- Required task: Quote the listing below in its entirety, omitting every image.

- Source data:
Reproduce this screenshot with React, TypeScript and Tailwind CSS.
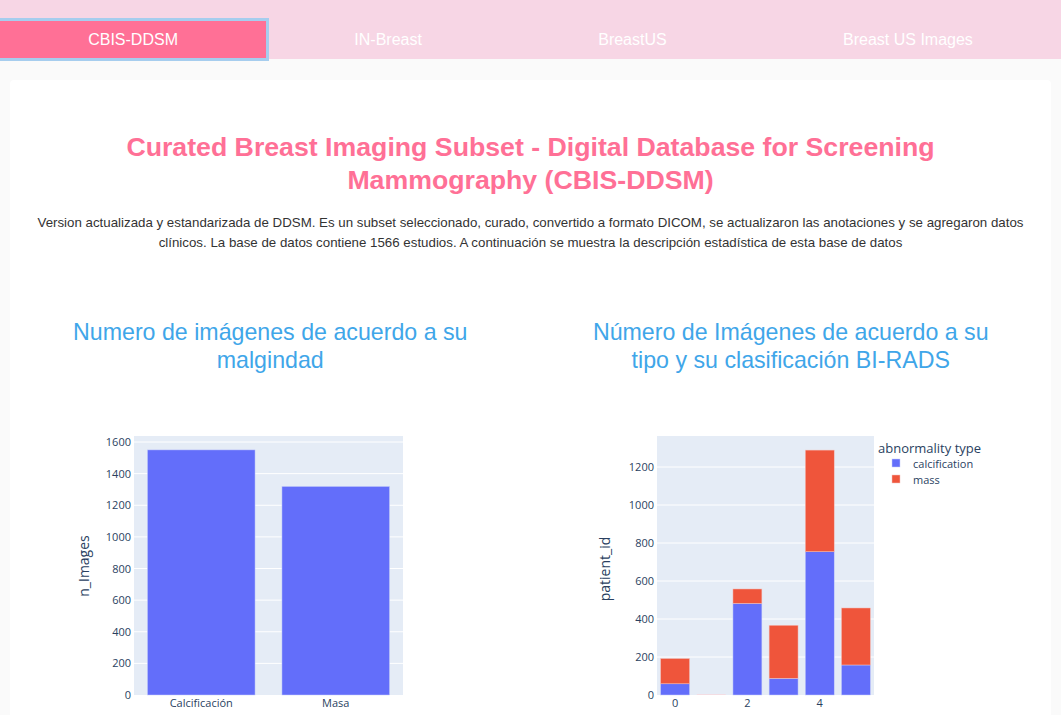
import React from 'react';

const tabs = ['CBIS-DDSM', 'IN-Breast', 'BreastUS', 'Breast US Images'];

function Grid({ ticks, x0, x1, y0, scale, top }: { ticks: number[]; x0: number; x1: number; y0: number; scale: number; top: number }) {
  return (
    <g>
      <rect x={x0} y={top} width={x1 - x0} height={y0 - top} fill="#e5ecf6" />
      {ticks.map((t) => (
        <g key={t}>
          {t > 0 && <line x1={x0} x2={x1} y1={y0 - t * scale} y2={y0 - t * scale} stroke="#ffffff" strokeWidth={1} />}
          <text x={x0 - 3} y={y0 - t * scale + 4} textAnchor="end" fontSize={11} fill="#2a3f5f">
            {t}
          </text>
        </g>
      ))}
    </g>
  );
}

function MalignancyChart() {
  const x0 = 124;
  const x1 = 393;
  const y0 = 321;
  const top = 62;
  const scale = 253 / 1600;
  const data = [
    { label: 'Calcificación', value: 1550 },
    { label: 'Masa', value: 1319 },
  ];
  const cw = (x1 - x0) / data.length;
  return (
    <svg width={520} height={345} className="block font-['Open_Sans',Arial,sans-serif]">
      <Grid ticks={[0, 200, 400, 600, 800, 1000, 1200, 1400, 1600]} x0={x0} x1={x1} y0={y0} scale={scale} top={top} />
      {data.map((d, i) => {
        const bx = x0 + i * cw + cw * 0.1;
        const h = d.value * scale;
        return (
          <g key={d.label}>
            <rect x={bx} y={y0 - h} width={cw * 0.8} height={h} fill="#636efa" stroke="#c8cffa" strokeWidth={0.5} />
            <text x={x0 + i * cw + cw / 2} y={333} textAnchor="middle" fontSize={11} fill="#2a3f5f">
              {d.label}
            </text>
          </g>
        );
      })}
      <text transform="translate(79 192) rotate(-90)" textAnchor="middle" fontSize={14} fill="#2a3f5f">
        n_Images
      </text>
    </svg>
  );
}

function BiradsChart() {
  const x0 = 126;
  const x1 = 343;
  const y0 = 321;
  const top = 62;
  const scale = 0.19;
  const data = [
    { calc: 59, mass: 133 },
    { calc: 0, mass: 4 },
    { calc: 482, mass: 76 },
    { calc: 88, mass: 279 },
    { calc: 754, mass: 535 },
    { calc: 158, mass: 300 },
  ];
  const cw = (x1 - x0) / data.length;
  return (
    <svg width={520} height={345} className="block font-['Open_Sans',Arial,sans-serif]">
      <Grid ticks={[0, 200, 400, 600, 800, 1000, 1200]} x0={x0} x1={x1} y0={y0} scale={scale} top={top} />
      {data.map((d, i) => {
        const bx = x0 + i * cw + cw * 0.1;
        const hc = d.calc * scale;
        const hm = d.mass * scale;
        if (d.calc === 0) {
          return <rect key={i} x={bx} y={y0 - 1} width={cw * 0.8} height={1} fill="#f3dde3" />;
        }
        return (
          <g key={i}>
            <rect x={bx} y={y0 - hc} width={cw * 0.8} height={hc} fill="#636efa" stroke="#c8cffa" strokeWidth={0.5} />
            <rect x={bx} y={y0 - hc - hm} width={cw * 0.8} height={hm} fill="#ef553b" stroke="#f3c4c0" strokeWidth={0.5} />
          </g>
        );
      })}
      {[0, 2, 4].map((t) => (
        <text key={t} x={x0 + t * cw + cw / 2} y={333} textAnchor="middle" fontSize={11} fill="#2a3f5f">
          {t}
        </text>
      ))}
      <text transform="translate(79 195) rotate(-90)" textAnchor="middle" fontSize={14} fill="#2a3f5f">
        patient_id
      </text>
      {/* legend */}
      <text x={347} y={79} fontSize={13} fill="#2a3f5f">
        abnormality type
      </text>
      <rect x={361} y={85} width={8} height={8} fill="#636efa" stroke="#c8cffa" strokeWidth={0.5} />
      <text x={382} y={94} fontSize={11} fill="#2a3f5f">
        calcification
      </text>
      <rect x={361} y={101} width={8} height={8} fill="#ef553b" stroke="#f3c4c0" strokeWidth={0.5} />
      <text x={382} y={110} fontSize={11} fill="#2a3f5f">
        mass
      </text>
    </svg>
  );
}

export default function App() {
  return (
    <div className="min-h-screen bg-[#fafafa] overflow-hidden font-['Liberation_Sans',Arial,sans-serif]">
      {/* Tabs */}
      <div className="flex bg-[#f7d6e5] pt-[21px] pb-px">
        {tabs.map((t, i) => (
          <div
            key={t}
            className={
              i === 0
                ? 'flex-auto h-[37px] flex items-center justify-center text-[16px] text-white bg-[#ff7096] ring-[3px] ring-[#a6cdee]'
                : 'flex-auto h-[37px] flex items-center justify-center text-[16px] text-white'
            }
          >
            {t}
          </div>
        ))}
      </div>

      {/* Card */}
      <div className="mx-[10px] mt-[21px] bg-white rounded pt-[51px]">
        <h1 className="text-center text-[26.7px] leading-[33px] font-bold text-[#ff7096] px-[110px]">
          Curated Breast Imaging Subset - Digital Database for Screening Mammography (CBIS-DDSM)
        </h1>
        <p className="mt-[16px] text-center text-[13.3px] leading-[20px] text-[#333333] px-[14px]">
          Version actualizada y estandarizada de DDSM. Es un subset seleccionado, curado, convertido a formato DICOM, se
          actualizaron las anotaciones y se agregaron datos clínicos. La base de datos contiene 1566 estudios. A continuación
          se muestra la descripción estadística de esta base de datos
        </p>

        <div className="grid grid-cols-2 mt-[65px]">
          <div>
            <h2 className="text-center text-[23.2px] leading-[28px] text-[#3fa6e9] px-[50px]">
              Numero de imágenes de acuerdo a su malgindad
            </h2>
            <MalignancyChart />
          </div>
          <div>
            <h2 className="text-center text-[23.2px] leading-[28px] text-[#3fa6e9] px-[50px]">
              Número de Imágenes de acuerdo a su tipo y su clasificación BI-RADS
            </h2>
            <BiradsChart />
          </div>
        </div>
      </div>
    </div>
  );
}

- Solution below:
Reproduce this screenshot with React, TypeScript and Tailwind CSS.
import React from 'react';

const tabs = ['CBIS-DDSM', 'IN-Breast', 'BreastUS', 'Breast US Images'];

function Grid({ ticks, x0, x1, y0, scale, top }: { ticks: number[]; x0: number; x1: number; y0: number; scale: number; top: number }) {
  return (
    <g>
      <rect x={x0} y={top} width={x1 - x0} height={y0 - top} fill="#e5ecf6" />
      {ticks.map((t) => (
        <g key={t}>
          {t > 0 && <line x1={x0} x2={x1} y1={y0 - t * scale} y2={y0 - t * scale} stroke="#ffffff" strokeWidth={1} />}
          <text x={x0 - 3} y={y0 - t * scale + 4} textAnchor="end" fontSize={11} fill="#2a3f5f">
            {t}
          </text>
        </g>
      ))}
    </g>
  );
}

function MalignancyChart() {
  const x0 = 124;
  const x1 = 393;
  const y0 = 321;
  const top = 62;
  const scale = 253 / 1600;
  const data = [
    { label: 'Calcificación', value: 1550 },
    { label: 'Masa', value: 1319 },
  ];
  const cw = (x1 - x0) / data.length;
  return (
    <svg width={520} height={345} className="block font-['Open_Sans',Arial,sans-serif]">
      <Grid ticks={[0, 200, 400, 600, 800, 1000, 1200, 1400, 1600]} x0={x0} x1={x1} y0={y0} scale={scale} top={top} />
      {data.map((d, i) => {
        const bx = x0 + i * cw + cw * 0.1;
        const h = d.value * scale;
        return (
          <g key={d.label}>
            <rect x={bx} y={y0 - h} width={cw * 0.8} height={h} fill="#636efa" stroke="#c8cffa" strokeWidth={0.5} />
            <text x={x0 + i * cw + cw / 2} y={333} textAnchor="middle" fontSize={11} fill="#2a3f5f">
              {d.label}
            </text>
          </g>
        );
      })}
      <text transform="translate(79 192) rotate(-90)" textAnchor="middle" fontSize={14} fill="#2a3f5f">
        n_Images
      </text>
    </svg>
  );
}

function BiradsChart() {
  const x0 = 126;
  const x1 = 343;
  const y0 = 321;
  const top = 62;
  const scale = 0.19;
  const data = [
    { calc: 59, mass: 133 },
    { calc: 0, mass: 4 },
    { calc: 482, mass: 76 },
    { calc: 88, mass: 279 },
    { calc: 754, mass: 535 },
    { calc: 158, mass: 300 },
  ];
  const cw = (x1 - x0) / data.length;
  return (
    <svg width={520} height={345} className="block font-['Open_Sans',Arial,sans-serif]">
      <Grid ticks={[0, 200, 400, 600, 800, 1000, 1200]} x0={x0} x1={x1} y0={y0} scale={scale} top={top} />
      {data.map((d, i) => {
        const bx = x0 + i * cw + cw * 0.1;
        const hc = d.calc * scale;
        const hm = d.mass * scale;
        if (d.calc === 0) {
          return <rect key={i} x={bx} y={y0 - 1} width={cw * 0.8} height={1} fill="#f3dde3" />;
        }
        return (
          <g key={i}>
            <rect x={bx} y={y0 - hc} width={cw * 0.8} height={hc} fill="#636efa" stroke="#c8cffa" strokeWidth={0.5} />
            <rect x={bx} y={y0 - hc - hm} width={cw * 0.8} height={hm} fill="#ef553b" stroke="#f3c4c0" strokeWidth={0.5} />
          </g>
        );
      })}
      {[0, 2, 4].map((t) => (
        <text key={t} x={x0 + t * cw + cw / 2} y={333} textAnchor="middle" fontSize={11} fill="#2a3f5f">
          {t}
        </text>
      ))}
      <text transform="translate(79 195) rotate(-90)" textAnchor="middle" fontSize={14} fill="#2a3f5f">
        patient_id
      </text>
      {/* legend */}
      <text x={347} y={79} fontSize={13} fill="#2a3f5f">
        abnormality type
      </text>
      <rect x={361} y={85} width={8} height={8} fill="#636efa" stroke="#c8cffa" strokeWidth={0.5} />
      <text x={382} y={94} fontSize={11} fill="#2a3f5f">
        calcification
      </text>
      <rect x={361} y={101} width={8} height={8} fill="#ef553b" stroke="#f3c4c0" strokeWidth={0.5} />
      <text x={382} y={110} fontSize={11} fill="#2a3f5f">
        mass
      </text>
    </svg>
  );
}

export default function App() {
  return (
    <div className="min-h-screen bg-[#fafafa] overflow-hidden font-['Liberation_Sans',Arial,sans-serif]">
      {/* Tabs */}
      <div className="flex bg-[#f7d6e5] pt-[21px] pb-px">
        {tabs.map((t, i) => (
          <div
            key={t}
            className={
              i === 0
                ? 'flex-auto h-[37px] flex items-center justify-center text-[16px] text-white bg-[#ff7096] ring-[3px] ring-[#a6cdee]'
                : 'flex-auto h-[37px] flex items-center justify-center text-[16px] text-white'
            }
          >
            {t}
          </div>
        ))}
      </div>

      {/* Card */}
      <div className="mx-[10px] mt-[21px] bg-white rounded pt-[51px]">
        <h1 className="text-center text-[26.7px] leading-[33px] font-bold text-[#ff7096] px-[110px]">
          Curated Breast Imaging Subset - Digital Database for Screening Mammography (CBIS-DDSM)
        </h1>
        <p className="mt-[16px] text-center text-[13.3px] leading-[20px] text-[#333333] px-[14px]">
          Version actualizada y estandarizada de DDSM. Es un subset seleccionado, curado, convertido a formato DICOM, se
          actualizaron las anotaciones y se agregaron datos clínicos. La base de datos contiene 1566 estudios. A continuación
          se muestra la descripción estadística de esta base de datos
        </p>

        <div className="grid grid-cols-2 mt-[65px]">
          <div>
            <h2 className="text-center text-[23.2px] leading-[28px] text-[#3fa6e9] px-[50px]">
              Numero de imágenes de acuerdo a su malgindad
            </h2>
            <MalignancyChart />
          </div>
          <div>
            <h2 className="text-center text-[23.2px] leading-[28px] text-[#3fa6e9] px-[50px]">
              Número de Imágenes de acuerdo a su tipo y su clasificación BI-RADS
            </h2>
            <BiradsChart />
          </div>
        </div>
      </div>
    </div>
  );
}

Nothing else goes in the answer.